Id agree with that, although I'd suggest that app be targeted towards
developers rather then end users.
That is, it doesn't have to be refined, or "cutting edge", but it does have
to clearly provide a framework from which others
can see exactly how to use the protocol.

I think that will be the surest way to actually get great clients - not to
try to take it all on at Apache, but provide a framework for other
developers to do so. I would guess theres probably hundreds of times more
mobile developers able to make nice clients then there is those able to
work on the sever. I admit this is just a hunch - but I personally know at
least 3 people who would do so given a chance.
--

Regarding "ideal language" - that one might be a tough call;

For web clients GWT is still a very good choice for desktop. It has to be
Javascript running on the browser  alternatives simply arnt anywhere mature
yet.  But GWT provides a nice way to make that javascript.
Theres  alternatives that should be looked into , but its certainly still
one of the easiest ways to build webapps that are highly optimized and yet
work almost identically on all browsers. By using gwt to write Java which
compiles to  Javascript it saves a lot of time and effort.

How well GWT preforms on mobile, however, I really dont know.
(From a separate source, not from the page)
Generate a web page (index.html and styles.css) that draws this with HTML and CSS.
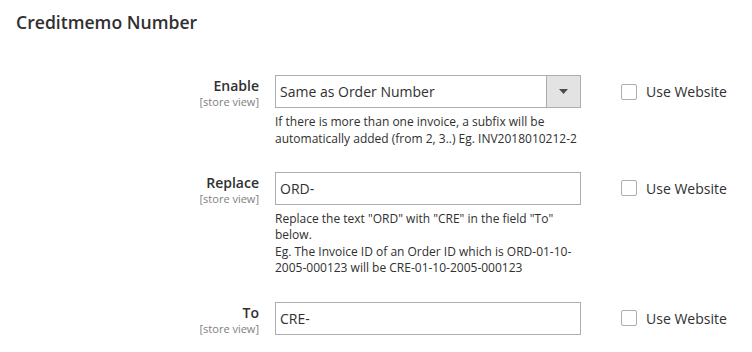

Small GWT
apps tend to be a lot bigger then working directly in
javascript...however...big GWT apps tend to be a lot smaller. That is, it
starts bigger, but scales very well.
So it probably depends on the form of the end client the best way to do it.

In either case, Id suggest any c/s library itself would just be made in
Javascript.
GWT clients would have to make a wrapper for it (but this is a easy task),
meanwhile by having the library j/s means people not wanting to use GWT for
web apps can still use the lib. This gives client developers a lot more
options.

The only downside would be ports would be need to be made for Native
clients. But thats pretty unavoidable whatever we do.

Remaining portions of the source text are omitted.